Definition monotonic (leA: A -> A -> Prop) (leB: B -> B -> Prop) (f: A -> B).
Definition monotonic_after leA leB (f: A -> B) (a0: A).


Monotonicity of f wrt. the relations leA on the domain and leB on the codomain. monotonic_after means "monotonic after a0"; usually combined with a filter to have a notion of asymptotic monotonicity.

Definition idominated (ultimately: filter A) leA (f g: A -> B).


A variant of dominated, that we'll use in practice: it allows more lemmas to be automatic (without side-conditions to prove). idominated _ _ f g basically means that either f and g are $$O(1)$$, either dominated _ f g ($$f$$ is $$O(g)$$); and g is asymptotically monotonic.

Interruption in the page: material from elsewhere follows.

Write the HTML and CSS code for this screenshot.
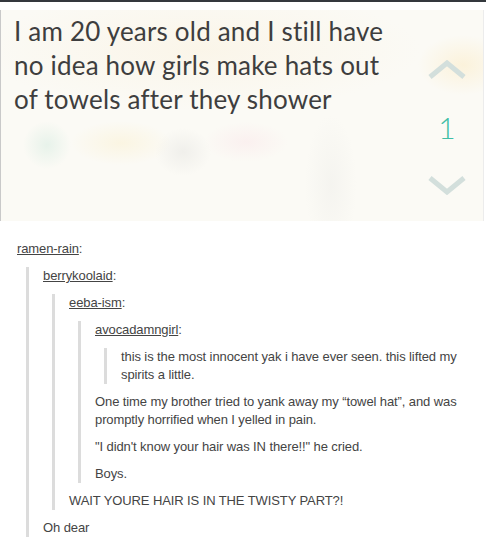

Definition SpecO (ultimately: filter A) leA (g: A -> Z)
(spec: (A -> Z) -> Prop) :=
exists (f: A -> Z),
(forall x, 0 <= f x) /\
monotonic _ _ f      /\
idominated _ _ f g   /\
spec f.


A wrapper useful to state specifications using big-Os: it basically means "there exists some f function, which is a $$O(g)$$, and spec f is true" (plus some necessary additional facts). Usually, spec is of the form Spec .. |R>> ..., i.e. a standard CFML specification.

As an appetizer for the second part, I'll leave you with two specifications that use big-Os. The first is for our incr function, the second is for a mktree recursive function, that builds a complete tree of depth $$n$$ is $$O(2^n)$$ time.

Lemma incr_spec :
SpecO1 (fun F =>
Spec incr r |R>> forall (i: int),
R (\$F tt \* r ~~> i) (# r ~~> (i+1))).  Lemma mktree_spec : SpecO (fun n => 2 ^ n) (fun F => Spec mktree (depth: int) (x: a) |R>> 0 <= depth -> R (\$ F depth) (fun (t: tree a) => \[])).